Flexium provides pause and resume capabilities for long-running training jobs.

Driver Requirement: NVIDIA 550+ (pause/resume on same GPU), 580+ (resume on different GPU)

Overview

Training jobs can be paused at any point and resumed later. With driver 550+, you can resume on the same GPU. With driver 580+, you can resume on any GPU on the same machine.

How It Works

  1. Pause - You trigger pause via the dashboard
  2. GPU State Captured - Flexium captures the complete GPU state at driver level
  3. GPU Freed - GPU memory is completely released (0 MB residue)
  4. Resume - You trigger resume via the dashboard
  5. Training Continues - Training continues from the exact point it was paused

Dashboard Display

When a process is paused: - Status shows "Paused" with a distinctive badge - Memory displays the last known memory usage before pause (not 0) - Runtime continues to track total training time (not reset)

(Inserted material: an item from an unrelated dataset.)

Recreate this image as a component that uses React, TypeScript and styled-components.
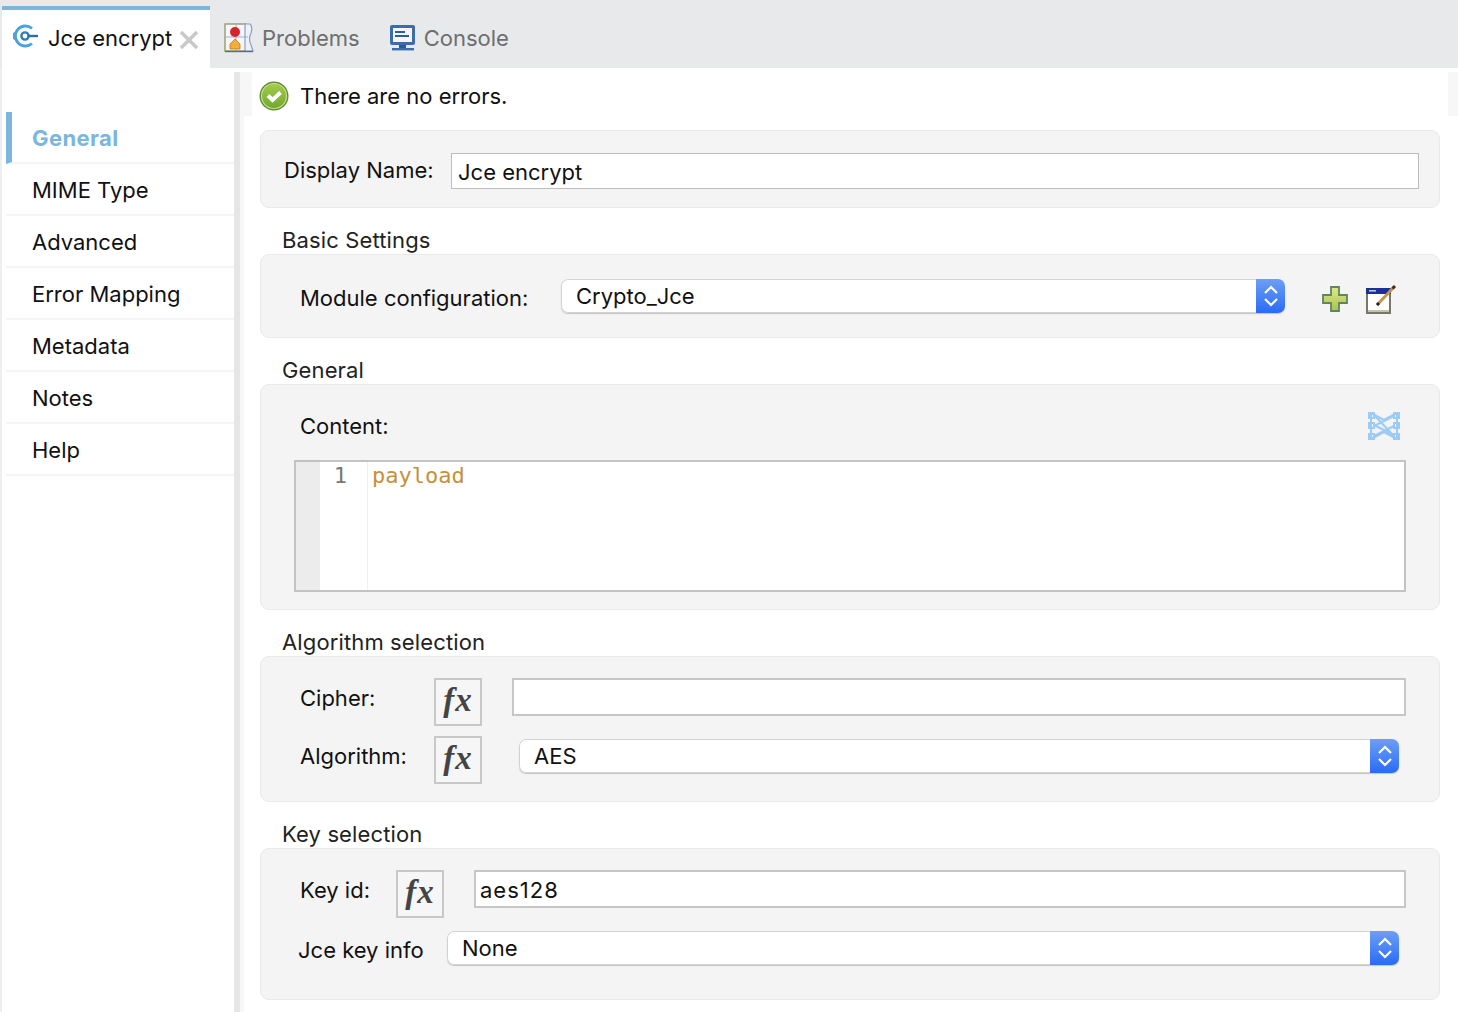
import React from "react";
import styled, { createGlobalStyle } from "styled-components";

const GlobalStyle = createGlobalStyle`
  html, body {
    margin: 0;
    padding: 0;
    background: #fff;
  }
  body {
    font-family: Inter, "Liberation Sans", sans-serif;
    color: #111;
    overflow: hidden;
  }
  * {
    box-sizing: border-box;
  }
`;

const FONT_SIZE = "22px";

const ConnectorIcon = () => (
  <svg width="30" height="30" viewBox="1 2 30 30">
    <path d="M21 7.5 A10 10 0 1 0 21 22.5" fill="none" stroke="#4aa3dc" strokeWidth="2.8" />
    <path d="M2 12 L5 10.5 L5 19.5 L2 18Z" fill="#4aa3dc" />
    <circle cx="14" cy="15" r="3.6" fill="none" stroke="#2f7fb5" strokeWidth="2.4" />
    <rect x="17" y="13.8" width="10" height="2.4" fill="#2f6f9f" />
  </svg>
);

const CloseIcon = () => (
  <svg width="20" height="20" viewBox="0 0 20 20">
    <path d="M2 2 L18 18 M18 2 L2 18" stroke="#c9c9c9" strokeWidth="3.6" />
  </svg>
);

const ProblemsIcon = () => (
  <svg width="30" height="30" viewBox="0 0 30 30">
    <rect x="1" y="1" width="21" height="27" fill="#f4f6fa" stroke="#9a9a70" strokeWidth="1.4" />
    <path d="M21 1 H26 Q29 4 27 10 Q24 16 27 22 L29 28 H21Z" fill="#eef2f8" stroke="#8ea0bb" strokeWidth="1.2" />
    <path d="M1 14 H24 M12 1 V28" stroke="#9db3cf" strokeWidth="1" />
    <circle cx="11" cy="9" r="5" fill="#d4252b" />
    <path d="M6 26 V21 L11 16 L16 21 V26Z" fill="#f2ad3b" stroke="#c47a1e" strokeWidth="0.8" />
    <path d="M1 28.5 H29" stroke="#5a6b8c" strokeWidth="1.4" />
  </svg>
);

const ConsoleIcon = () => (
  <svg width="27" height="28" viewBox="0 0 27 28">
    <rect x="1" y="1" width="25" height="20" rx="2" fill="#3b6cab" />
    <rect x="4" y="4" width="19" height="14" fill="#f3f6fb" />
    <rect x="6" y="7" width="10" height="2" fill="#2f5c9a" />
    <rect x="6" y="11" width="14" height="2" fill="#2f5c9a" />
    <rect x="10" y="21" width="7" height="3" fill="#2c5a96" />
    <rect x="3" y="24" width="22" height="2.4" fill="#3b6cab" />
  </svg>
);

const SuccessIcon = () => (
  <svg width="30" height="30" viewBox="0 0 30 30">
    <defs>
      <linearGradient id="okFill" x1="0" y1="0" x2="0" y2="1">
        <stop offset="0" stopColor="#a5cc4e" />
        <stop offset="1" stopColor="#6fa82c" />
      </linearGradient>
    </defs>
    <circle cx="15" cy="15" r="14.5" fill="#5f8f34" />
    <circle cx="15" cy="15" r="12.5" fill="url(#okFill)" stroke="#c9e08e" strokeWidth="1.2" />
    <path d="M9 14.5 L13.5 19 L21.5 11.5" fill="none" stroke="#fff" strokeWidth="4" />
  </svg>
);

const PlusIcon = () => (
  <svg width="26" height="26" viewBox="0 0 26 26">
    <defs>
      <linearGradient id="plusFill" x1="0" y1="0" x2="0" y2="1">
        <stop offset="0" stopColor="#dfe884" />
        <stop offset="1" stopColor="#a9c255" />
      </linearGradient>
    </defs>
    <path
      d="M9 1 H17 V9 H25 V17 H17 V25 H9 V17 H1 V9 H9Z"
      fill="url(#plusFill)"
      stroke="#5f8560"
      strokeWidth="1.8"
    />
  </svg>
);

const EditIcon = () => (
  <svg width="32" height="30" viewBox="0 0 32 30">
    <rect x="2" y="5" width="23" height="24" fill="#fff" stroke="#77776c" strokeWidth="2" />
    <rect x="1" y="4" width="25" height="6" fill="#1d2f93" />
    <rect x="4" y="6" width="7" height="1.6" fill="#b9c3ea" />
    <rect x="3" y="26" width="21" height="2" fill="#c5c3a8" />
    <path d="M12 21 L29 3" stroke="#c4934d" strokeWidth="3" />
    <path d="M27.5 4.5 L30 2" stroke="#3c3026" strokeWidth="3" />
    <path d="M12 21 L14 19" stroke="#222" strokeWidth="3" />
  </svg>
);

const MapperIcon = () => (
  <svg width="34" height="30" viewBox="0 0 34 30" fill="none" stroke="#9ccbf5" strokeWidth="2">
    <rect x="2" y="2" width="5" height="5" />
    <rect x="2" y="12" width="5" height="5" />
    <rect x="2" y="23" width="5" height="5" />
    <rect x="27" y="2" width="5" height="5" />
    <rect x="27" y="12" width="5" height="5" />
    <rect x="27" y="23" width="5" height="5" />
    <path d="M4 2 L17 9 L30 2 M4 28 L17 21 L30 28 M4 2 V28 M30 2 V28" />
    <path d="M7 4 L27 25 M7 15 L27 5 M7 25 L27 15 M7 14 L27 24" />
  </svg>
);

const Page = styled.div`
  display: flex;
  flex-direction: column;
  width: 1458px;
  height: 1012px;
  overflow: hidden;
  background: #fff;
`;

const TabBar = styled.div`
  display: flex;
  align-items: stretch;
  height: 68px;
  flex-shrink: 0;
  background: #e8e9eb;
  padding-left: 2px;
`;

const Tab = styled.div<{ $active?: boolean }>`
  display: flex;
  align-items: center;
  gap: ${(p) => (p.$active ? "6px" : "8px")};
  margin-top: ${(p) => (p.$active ? "6px" : "0")};
  padding: ${(p) => (p.$active ? "0 10px 2px 10px" : "7px 0 0 1px")};
  width: ${(p) => (p.$active ? "208px" : "auto")};
  margin-right: ${(p) => (p.$active ? "13px" : "28px")};
  background: ${(p) => (p.$active ? "#fff" : "transparent")};
  border-top: ${(p) => (p.$active ? "4px solid #7ab6de" : "none")};
  color: ${(p) => (p.$active ? "#111" : "#6e6e6e")};
  font-size: ${FONT_SIZE};
  white-space: nowrap;
`;

const CloseSlot = styled.span`
  display: flex;
  margin: 4px 0 0 1px;
`;

const Body = styled.div`
  display: flex;
  flex: 1;
  min-height: 0;
  border-left: 2px solid #eeeeee;
`;

const Sidebar = styled.nav`
  width: 232px;
  flex-shrink: 0;
  padding: 44px 0 0 4px;
`;

const NavItem = styled.div<{ $active?: boolean }>`
  display: flex;
  align-items: center;
  height: 52px;
  padding: 2px 0 0 ${(p) => (p.$active ? "20px" : "26px")};
  border-left: ${(p) => (p.$active ? "6px solid #7ab6de" : "none")};
  border-bottom: 2px solid #f5f5f5;
  font-size: ${FONT_SIZE};
  font-weight: ${(p) => (p.$active ? 700 : 400)};
  letter-spacing: ${(p) => (p.$active ? "0.4px" : "0")};
  color: ${(p) => (p.$active ? "#7ab6de" : "#111")};
`;

const Splitter = styled.div`
  width: 6px;
  flex-shrink: 0;
  margin-top: 4px;
  background: #e6e6e6;
`;

const Main = styled.main`
  flex: 1;
  min-width: 0;
  margin-top: 4px;
  padding-right: 18px;
  border-left: 4px solid #f7f7f7;
`;

const Message = styled.div`
  display: flex;
  align-items: center;
  gap: 11px;
  height: 44px;
  margin: 0 -18px 14px 0;
  padding: 3px 0 0 7px;
  background: #fff;
  border-left: 8px solid #f7f7f7;
  border-right: 10px solid #f7f7f7;
  font-size: ${FONT_SIZE};
`;

const Content = styled.div`
  padding-left: 16px;
`;

const Panel = styled.section<{ $height: number; $padding: string }>`
  height: ${(p) => p.$height}px;
  padding: ${(p) => p.$padding};
  background: #f4f4f4;
  border: 1px solid #e9e9e9;
  border-radius: 9px;
`;

const SectionTitle = styled.h2`
  margin: 20px 0 2px 22px;
  height: 24px;
  line-height: 24px;
  font-size: ${FONT_SIZE};
  font-weight: 400;
  letter-spacing: 0.13px;
  color: #222;
`;

const Row = styled.div<{ $top?: number; $align?: string; $between?: boolean }>`
  display: flex;
  align-items: ${(p) => p.$align ?? "center"};
  justify-content: ${(p) => (p.$between ? "space-between" : "flex-start")};
  margin-top: ${(p) => p.$top ?? 0}px;
`;

const FieldLabel = styled.label<{ $width: number; $indent?: number; $drop?: number; $lineHeight?: number }>`
  flex-shrink: 0;
  width: ${(p) => p.$width}px;
  margin-left: ${(p) => p.$indent ?? 0}px;
  margin-top: ${(p) => p.$drop ?? 0}px;
  line-height: ${(p) => (p.$lineHeight ? `${p.$lineHeight}px` : "normal")};
  font-size: ${FONT_SIZE};
  color: #111;
`;

const TextInput = styled.div<{ $height?: number; $pad?: number; $thick?: boolean; $track?: number }>`
  flex: 1;
  display: flex;
  align-items: center;
  height: ${(p) => p.$height ?? 38}px;
  padding: 2px 0 0 ${(p) => p.$pad ?? 6}px;
  background: #fff;
  border: ${(p) => (p.$thick ? "2px solid #c6c6c6" : "1px solid #bdbdbd")};
  letter-spacing: ${(p) => p.$track ?? 0}px;
  font-size: ${FONT_SIZE};
  color: #111;
`;

const Select = styled.div<{ $top?: number }>`
  flex: 1;
  display: flex;
  align-items: stretch;
  height: 34px;
  margin-top: ${(p) => p.$top ?? 0}px;
  border-radius: 7px;
  box-shadow: 0 1px 1px #c4c4c4;
  overflow: hidden;
  font-size: ${FONT_SIZE};
  color: #111;
`;

const SelectValue = styled.div`
  flex: 1;
  display: flex;
  align-items: center;
  padding-left: 14px;
  background: #fff;
  border: 1px solid #d2d2d2;
  border-right: none;
  border-radius: 7px 0 0 7px;
`;

const SelectStepper = styled.div`
  display: flex;
  align-items: center;
  justify-content: center;
  width: 29px;
  background: linear-gradient(#6d9ff5, #2a6bf6);
`;

const FxButton = styled.div`
  flex-shrink: 0;
  display: flex;
  align-items: center;
  justify-content: center;
  width: 48px;
  height: 48px;
  padding-bottom: 4px;
  border: 2px solid #c8c8c8;
  background: #f6f6f6;
  font-family: "Liberation Serif", serif;
  font-style: italic;
  font-weight: 700;
  font-size: 33px;
  letter-spacing: 1px;
  color: #444;
`;

const IconGroup = styled.div`
  display: flex;
  align-items: center;
  gap: 17px;
  height: 30px;
  margin-left: 37px;
  padding-top: 5px;
`;

const MapperSlot = styled.div`
  display: flex;
  margin-right: 5px;
`;

const Editor = styled.div`
  display: flex;
  height: 132px;
  margin-top: 19px;
  background: #fff;
  border: 2px solid #c3c3c3;
`;

const EditorFold = styled.div`
  width: 24px;
  background: #ececec;
`;

const EditorGutter = styled.div`
  width: 48px;
  padding-right: 20px;
  border-right: 1px solid #f0f0f0;
  text-align: right;
  font-family: "DejaVu Sans Mono", monospace;
  font-size: 22px;
  line-height: 28px;
  color: #777;
`;

const EditorCode = styled.div`
  flex: 1;
  padding-left: 4px;
  font-family: "DejaVu Sans Mono", monospace;
  font-size: 22px;
  line-height: 28px;
  color: #c4913c;
`;

const Spacer = styled.div<{ $width: number }>`
  flex-shrink: 0;
  width: ${(p) => p.$width}px;
`;

const Stepper = () => (
  <SelectStepper>
    <svg width="16" height="26" viewBox="0 0 16 26" fill="none" stroke="#fff" strokeWidth="2.2">
      <path d="M2 10 L8 4 L14 10 M2 16 L8 22 L14 16" />
    </svg>
  </SelectStepper>
);

const navItems = ["General", "MIME Type", "Advanced", "Error Mapping", "Metadata", "Notes", "Help"];

export default function App() {
  return (
    <Page>
      <GlobalStyle />
      <TabBar>
        <Tab $active>
          <ConnectorIcon />
          Jce encrypt
          <CloseSlot>
            <CloseIcon />
          </CloseSlot>
        </Tab>
        <Tab>
          <ProblemsIcon />
          Problems
        </Tab>
        <Tab>
          <ConsoleIcon />
          Console
        </Tab>
      </TabBar>
      <Body>
        <Sidebar>
          {navItems.map((item, index) => (
            <NavItem key={item} $active={index === 0}>
              {item}
            </NavItem>
          ))}
        </Sidebar>
        <Splitter />
        <Main>
          <Message>
            <SuccessIcon />
            There are no errors.
          </Message>
          <Content>
            <Panel $height={78} $padding="22px 20px 0 23px">
              <Row>
                <FieldLabel $width={167} $drop={-2}>Display Name:</FieldLabel>
                <TextInput $height={36}>Jce encrypt</TextInput>
              </Row>
            </Panel>

            <SectionTitle>Basic Settings</SectionTitle>
            <Panel $height={84} $padding="24px 42px 0 39px">
              <Row>
                <FieldLabel $width={261} $drop={4}>Module configuration:</FieldLabel>
                <Select>
                  <SelectValue>Crypto_Jce</SelectValue>
                  <Stepper />
                </Select>
                <IconGroup>
                  <PlusIcon />
                  <EditIcon />
                </IconGroup>
              </Row>
            </Panel>

            <SectionTitle>General</SectionTitle>
            <Panel $height={226} $padding="26px 33px 0 33px">
              <Row $between>
                <FieldLabel $width={200} $indent={6}>Content:</FieldLabel>
                <MapperSlot>
                  <MapperIcon />
                </MapperSlot>
              </Row>
              <Editor>
                <EditorFold />
                <EditorGutter>1</EditorGutter>
                <EditorCode>payload</EditorCode>
              </Editor>
            </Panel>

            <SectionTitle>Algorithm selection</SectionTitle>
            <Panel $height={146} $padding="21px 33px 0 39px">
              <Row $align="flex-start">
                <FieldLabel $width={134} $lineHeight={40}>Cipher:</FieldLabel>
                <FxButton>fx</FxButton>
                <Spacer $width={30} />
                <TextInput $thick />
              </Row>
              <Row $top={10} $align="flex-start">
                <FieldLabel $width={134} $lineHeight={40}>Algorithm:</FieldLabel>
                <FxButton>fx</FxButton>
                <Spacer $width={37} />
                <Select $top={3}>
                  <SelectValue>AES</SelectValue>
                  <Stepper />
                </Select>
                <Spacer $width={7} />
              </Row>
            </Panel>

            <SectionTitle>Key selection</SectionTitle>
            <Panel $height={152} $padding="21px 33px 0 39px">
              <Row $align="flex-start">
                <FieldLabel $width={96} $lineHeight={40}>Key id:</FieldLabel>
                <FxButton>fx</FxButton>
                <Spacer $width={30} />
                <TextInput $thick $pad={4} $track={1}>aes128</TextInput>
              </Row>
              <Row $top={13}>
                <FieldLabel $width={149} $indent={-2} $drop={4}>Jce key info</FieldLabel>
                <Select>
                  <SelectValue>None</SelectValue>
                  <Stepper />
                </Select>
                <Spacer $width={7} />
              </Row>
            </Panel>
          </Content>
        </Main>
      </Body>
    </Page>
  );
}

This allows you to see at a glance how much GPU memory will be needed when resuming.

Auto-Resume on Disconnect

If connection to Flexium is lost while a process is paused, Flexium will:

  1. Attempt to reconnect for up to 5 minutes
  2. If reconnection fails, automatically resume training on the last-used device
  3. Continue running in "local mode"
  4. Automatically reconnect when connection is restored

This ensures your paused training jobs don't hang indefinitely.

Use Cases

  • Resource Sharing - Temporarily yield GPU for higher-priority jobs
  • Maintenance - Safely pause for system updates

Usage

import flexium
flexium.init()

# Your training code
train_model()
# Pause/resume is triggered via the dashboard

Or with explicit scope control:

import flexium.auto

with flexium.auto.run():
    train_model()

Pause and resume are triggered through the web dashboard - there is no manual API for pausing within your code.